--- Exercise directions ---
Every line below should be copied exactly; drop the pictures.

--- Dataset extract ---
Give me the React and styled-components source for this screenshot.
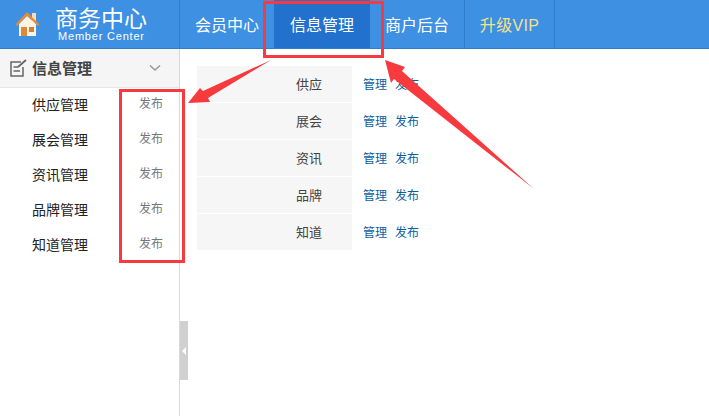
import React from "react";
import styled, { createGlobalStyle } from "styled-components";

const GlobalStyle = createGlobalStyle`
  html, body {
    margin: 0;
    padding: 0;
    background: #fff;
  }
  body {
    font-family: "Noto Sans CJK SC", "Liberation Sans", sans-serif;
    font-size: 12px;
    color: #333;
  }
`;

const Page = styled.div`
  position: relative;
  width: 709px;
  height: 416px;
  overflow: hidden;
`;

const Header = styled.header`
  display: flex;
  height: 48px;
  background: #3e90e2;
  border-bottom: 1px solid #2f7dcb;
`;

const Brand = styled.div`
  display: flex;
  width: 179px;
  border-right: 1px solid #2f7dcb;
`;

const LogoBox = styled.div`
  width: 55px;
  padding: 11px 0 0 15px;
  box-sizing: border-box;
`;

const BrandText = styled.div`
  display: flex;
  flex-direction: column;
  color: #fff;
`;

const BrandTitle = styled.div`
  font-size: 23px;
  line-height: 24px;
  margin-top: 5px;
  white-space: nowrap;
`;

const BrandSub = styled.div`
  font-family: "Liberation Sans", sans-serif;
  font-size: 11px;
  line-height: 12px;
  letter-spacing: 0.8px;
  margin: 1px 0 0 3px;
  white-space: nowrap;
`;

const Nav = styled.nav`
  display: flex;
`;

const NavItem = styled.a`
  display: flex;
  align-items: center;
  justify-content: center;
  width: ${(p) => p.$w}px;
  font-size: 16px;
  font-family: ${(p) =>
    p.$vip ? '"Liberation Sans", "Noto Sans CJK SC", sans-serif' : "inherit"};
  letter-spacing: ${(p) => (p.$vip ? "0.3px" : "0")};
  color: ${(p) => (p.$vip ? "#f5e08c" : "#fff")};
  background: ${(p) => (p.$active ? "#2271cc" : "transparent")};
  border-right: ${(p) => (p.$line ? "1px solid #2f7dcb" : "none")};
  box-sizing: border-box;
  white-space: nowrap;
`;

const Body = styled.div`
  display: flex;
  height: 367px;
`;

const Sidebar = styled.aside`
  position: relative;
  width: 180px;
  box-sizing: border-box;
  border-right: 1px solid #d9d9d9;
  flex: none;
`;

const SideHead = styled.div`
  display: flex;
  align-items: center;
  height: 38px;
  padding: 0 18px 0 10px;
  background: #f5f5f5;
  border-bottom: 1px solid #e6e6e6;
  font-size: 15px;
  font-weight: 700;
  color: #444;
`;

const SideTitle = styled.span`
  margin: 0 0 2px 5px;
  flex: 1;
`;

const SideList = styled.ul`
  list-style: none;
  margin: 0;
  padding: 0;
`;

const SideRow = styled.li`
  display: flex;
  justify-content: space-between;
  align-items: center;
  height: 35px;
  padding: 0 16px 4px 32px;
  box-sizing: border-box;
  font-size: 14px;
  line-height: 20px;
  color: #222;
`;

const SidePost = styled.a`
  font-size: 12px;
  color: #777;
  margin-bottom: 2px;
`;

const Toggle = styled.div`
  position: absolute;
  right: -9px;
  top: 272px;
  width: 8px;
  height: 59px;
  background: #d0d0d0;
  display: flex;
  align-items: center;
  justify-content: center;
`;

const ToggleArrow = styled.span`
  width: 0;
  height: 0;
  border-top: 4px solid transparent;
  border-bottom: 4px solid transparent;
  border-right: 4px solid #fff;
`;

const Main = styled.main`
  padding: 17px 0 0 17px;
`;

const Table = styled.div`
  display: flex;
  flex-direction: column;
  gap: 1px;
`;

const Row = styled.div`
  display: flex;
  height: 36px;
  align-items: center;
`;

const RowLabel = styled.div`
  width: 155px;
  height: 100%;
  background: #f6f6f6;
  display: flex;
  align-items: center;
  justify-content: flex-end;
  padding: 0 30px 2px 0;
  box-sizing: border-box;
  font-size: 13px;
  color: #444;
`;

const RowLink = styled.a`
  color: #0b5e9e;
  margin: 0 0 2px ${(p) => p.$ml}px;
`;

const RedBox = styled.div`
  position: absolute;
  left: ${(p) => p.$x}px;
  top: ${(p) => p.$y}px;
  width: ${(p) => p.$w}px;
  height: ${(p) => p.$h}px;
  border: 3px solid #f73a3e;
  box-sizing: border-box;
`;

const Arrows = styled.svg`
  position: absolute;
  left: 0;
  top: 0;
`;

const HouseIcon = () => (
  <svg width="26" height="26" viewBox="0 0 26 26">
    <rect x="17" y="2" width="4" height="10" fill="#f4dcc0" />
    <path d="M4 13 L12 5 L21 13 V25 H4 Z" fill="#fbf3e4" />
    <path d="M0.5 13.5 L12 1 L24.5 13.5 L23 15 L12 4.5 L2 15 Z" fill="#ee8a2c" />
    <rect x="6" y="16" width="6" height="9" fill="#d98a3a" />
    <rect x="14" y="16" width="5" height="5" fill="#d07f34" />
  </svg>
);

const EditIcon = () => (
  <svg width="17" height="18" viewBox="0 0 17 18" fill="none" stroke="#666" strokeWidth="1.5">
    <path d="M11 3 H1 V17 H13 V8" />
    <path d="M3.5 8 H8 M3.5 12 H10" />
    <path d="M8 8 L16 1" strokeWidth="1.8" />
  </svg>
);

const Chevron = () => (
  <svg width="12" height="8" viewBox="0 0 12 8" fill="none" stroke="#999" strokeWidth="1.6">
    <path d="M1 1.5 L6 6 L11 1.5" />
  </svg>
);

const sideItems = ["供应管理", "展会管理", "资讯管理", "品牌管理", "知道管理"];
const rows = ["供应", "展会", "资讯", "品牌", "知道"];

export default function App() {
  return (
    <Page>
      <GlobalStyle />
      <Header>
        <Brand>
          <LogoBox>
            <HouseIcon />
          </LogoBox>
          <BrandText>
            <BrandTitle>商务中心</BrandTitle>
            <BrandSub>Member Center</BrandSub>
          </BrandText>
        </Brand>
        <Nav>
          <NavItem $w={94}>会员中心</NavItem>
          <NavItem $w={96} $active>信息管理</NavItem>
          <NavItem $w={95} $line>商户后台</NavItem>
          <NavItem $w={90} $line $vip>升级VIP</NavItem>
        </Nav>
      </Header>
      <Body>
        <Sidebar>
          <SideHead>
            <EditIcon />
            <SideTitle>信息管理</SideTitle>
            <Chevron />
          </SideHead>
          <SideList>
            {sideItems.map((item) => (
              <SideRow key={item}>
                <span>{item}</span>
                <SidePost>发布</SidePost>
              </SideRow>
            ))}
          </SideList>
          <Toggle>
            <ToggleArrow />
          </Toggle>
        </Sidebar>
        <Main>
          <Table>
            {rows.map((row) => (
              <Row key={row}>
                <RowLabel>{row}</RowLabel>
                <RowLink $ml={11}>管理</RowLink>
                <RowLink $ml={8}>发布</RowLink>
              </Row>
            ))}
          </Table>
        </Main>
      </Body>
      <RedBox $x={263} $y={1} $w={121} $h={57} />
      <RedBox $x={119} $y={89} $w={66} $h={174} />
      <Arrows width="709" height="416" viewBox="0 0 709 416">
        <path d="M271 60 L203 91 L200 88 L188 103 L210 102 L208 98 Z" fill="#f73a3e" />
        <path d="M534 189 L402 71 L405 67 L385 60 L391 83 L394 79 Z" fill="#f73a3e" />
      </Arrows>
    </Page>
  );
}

--- Answer ---
Give me the React and styled-components source for this screenshot.
import React from "react";
import styled, { createGlobalStyle } from "styled-components";

const GlobalStyle = createGlobalStyle`
  html, body {
    margin: 0;
    padding: 0;
    background: #fff;
  }
  body {
    font-family: "Noto Sans CJK SC", "Liberation Sans", sans-serif;
    font-size: 12px;
    color: #333;
  }
`;

const Page = styled.div`
  position: relative;
  width: 709px;
  height: 416px;
  overflow: hidden;
`;

const Header = styled.header`
  display: flex;
  height: 48px;
  background: #3e90e2;
  border-bottom: 1px solid #2f7dcb;
`;

const Brand = styled.div`
  display: flex;
  width: 179px;
  border-right: 1px solid #2f7dcb;
`;

const LogoBox = styled.div`
  width: 55px;
  padding: 11px 0 0 15px;
  box-sizing: border-box;
`;

const BrandText = styled.div`
  display: flex;
  flex-direction: column;
  color: #fff;
`;

const BrandTitle = styled.div`
  font-size: 23px;
  line-height: 24px;
  margin-top: 5px;
  white-space: nowrap;
`;

const BrandSub = styled.div`
  font-family: "Liberation Sans", sans-serif;
  font-size: 11px;
  line-height: 12px;
  letter-spacing: 0.8px;
  margin: 1px 0 0 3px;
  white-space: nowrap;
`;

const Nav = styled.nav`
  display: flex;
`;

const NavItem = styled.a`
  display: flex;
  align-items: center;
  justify-content: center;
  width: ${(p) => p.$w}px;
  font-size: 16px;
  font-family: ${(p) =>
    p.$vip ? '"Liberation Sans", "Noto Sans CJK SC", sans-serif' : "inherit"};
  letter-spacing: ${(p) => (p.$vip ? "0.3px" : "0")};
  color: ${(p) => (p.$vip ? "#f5e08c" : "#fff")};
  background: ${(p) => (p.$active ? "#2271cc" : "transparent")};
  border-right: ${(p) => (p.$line ? "1px solid #2f7dcb" : "none")};
  box-sizing: border-box;
  white-space: nowrap;
`;

const Body = styled.div`
  display: flex;
  height: 367px;
`;

const Sidebar = styled.aside`
  position: relative;
  width: 180px;
  box-sizing: border-box;
  border-right: 1px solid #d9d9d9;
  flex: none;
`;

const SideHead = styled.div`
  display: flex;
  align-items: center;
  height: 38px;
  padding: 0 18px 0 10px;
  background: #f5f5f5;
  border-bottom: 1px solid #e6e6e6;
  font-size: 15px;
  font-weight: 700;
  color: #444;
`;

const SideTitle = styled.span`
  margin: 0 0 2px 5px;
  flex: 1;
`;

const SideList = styled.ul`
  list-style: none;
  margin: 0;
  padding: 0;
`;

const SideRow = styled.li`
  display: flex;
  justify-content: space-between;
  align-items: center;
  height: 35px;
  padding: 0 16px 4px 32px;
  box-sizing: border-box;
  font-size: 14px;
  line-height: 20px;
  color: #222;
`;

const SidePost = styled.a`
  font-size: 12px;
  color: #777;
  margin-bottom: 2px;
`;

const Toggle = styled.div`
  position: absolute;
  right: -9px;
  top: 272px;
  width: 8px;
  height: 59px;
  background: #d0d0d0;
  display: flex;
  align-items: center;
  justify-content: center;
`;

const ToggleArrow = styled.span`
  width: 0;
  height: 0;
  border-top: 4px solid transparent;
  border-bottom: 4px solid transparent;
  border-right: 4px solid #fff;
`;

const Main = styled.main`
  padding: 17px 0 0 17px;
`;

const Table = styled.div`
  display: flex;
  flex-direction: column;
  gap: 1px;
`;

const Row = styled.div`
  display: flex;
  height: 36px;
  align-items: center;
`;

const RowLabel = styled.div`
  width: 155px;
  height: 100%;
  background: #f6f6f6;
  display: flex;
  align-items: center;
  justify-content: flex-end;
  padding: 0 30px 2px 0;
  box-sizing: border-box;
  font-size: 13px;
  color: #444;
`;

const RowLink = styled.a`
  color: #0b5e9e;
  margin: 0 0 2px ${(p) => p.$ml}px;
`;

const RedBox = styled.div`
  position: absolute;
  left: ${(p) => p.$x}px;
  top: ${(p) => p.$y}px;
  width: ${(p) => p.$w}px;
  height: ${(p) => p.$h}px;
  border: 3px solid #f73a3e;
  box-sizing: border-box;
`;

const Arrows = styled.svg`
  position: absolute;
  left: 0;
  top: 0;
`;

const HouseIcon = () => (
  <svg width="26" height="26" viewBox="0 0 26 26">
    <rect x="17" y="2" width="4" height="10" fill="#f4dcc0" />
    <path d="M4 13 L12 5 L21 13 V25 H4 Z" fill="#fbf3e4" />
    <path d="M0.5 13.5 L12 1 L24.5 13.5 L23 15 L12 4.5 L2 15 Z" fill="#ee8a2c" />
    <rect x="6" y="16" width="6" height="9" fill="#d98a3a" />
    <rect x="14" y="16" width="5" height="5" fill="#d07f34" />
  </svg>
);

const EditIcon = () => (
  <svg width="17" height="18" viewBox="0 0 17 18" fill="none" stroke="#666" strokeWidth="1.5">
    <path d="M11 3 H1 V17 H13 V8" />
    <path d="M3.5 8 H8 M3.5 12 H10" />
    <path d="M8 8 L16 1" strokeWidth="1.8" />
  </svg>
);

const Chevron = () => (
  <svg width="12" height="8" viewBox="0 0 12 8" fill="none" stroke="#999" strokeWidth="1.6">
    <path d="M1 1.5 L6 6 L11 1.5" />
  </svg>
);

const sideItems = ["供应管理", "展会管理", "资讯管理", "品牌管理", "知道管理"];
const rows = ["供应", "展会", "资讯", "品牌", "知道"];

export default function App() {
  return (
    <Page>
      <GlobalStyle />
      <Header>
        <Brand>
          <LogoBox>
            <HouseIcon />
          </LogoBox>
          <BrandText>
            <BrandTitle>商务中心</BrandTitle>
            <BrandSub>Member Center</BrandSub>
          </BrandText>
        </Brand>
        <Nav>
          <NavItem $w={94}>会员中心</NavItem>
          <NavItem $w={96} $active>信息管理</NavItem>
          <NavItem $w={95} $line>商户后台</NavItem>
          <NavItem $w={90} $line $vip>升级VIP</NavItem>
        </Nav>
      </Header>
      <Body>
        <Sidebar>
          <SideHead>
            <EditIcon />
            <SideTitle>信息管理</SideTitle>
            <Chevron />
          </SideHead>
          <SideList>
            {sideItems.map((item) => (
              <SideRow key={item}>
                <span>{item}</span>
                <SidePost>发布</SidePost>
              </SideRow>
            ))}
          </SideList>
          <Toggle>
            <ToggleArrow />
          </Toggle>
        </Sidebar>
        <Main>
          <Table>
            {rows.map((row) => (
              <Row key={row}>
                <RowLabel>{row}</RowLabel>
                <RowLink $ml={11}>管理</RowLink>
                <RowLink $ml={8}>发布</RowLink>
              </Row>
            ))}
          </Table>
        </Main>
      </Body>
      <RedBox $x={263} $y={1} $w={121} $h={57} />
      <RedBox $x={119} $y={89} $w={66} $h={174} />
      <Arrows width="709" height="416" viewBox="0 0 709 416">
        <path d="M271 60 L203 91 L200 88 L188 103 L210 102 L208 98 Z" fill="#f73a3e" />
        <path d="M534 189 L402 71 L405 67 L385 60 L391 83 L394 79 Z" fill="#f73a3e" />
      </Arrows>
    </Page>
  );
}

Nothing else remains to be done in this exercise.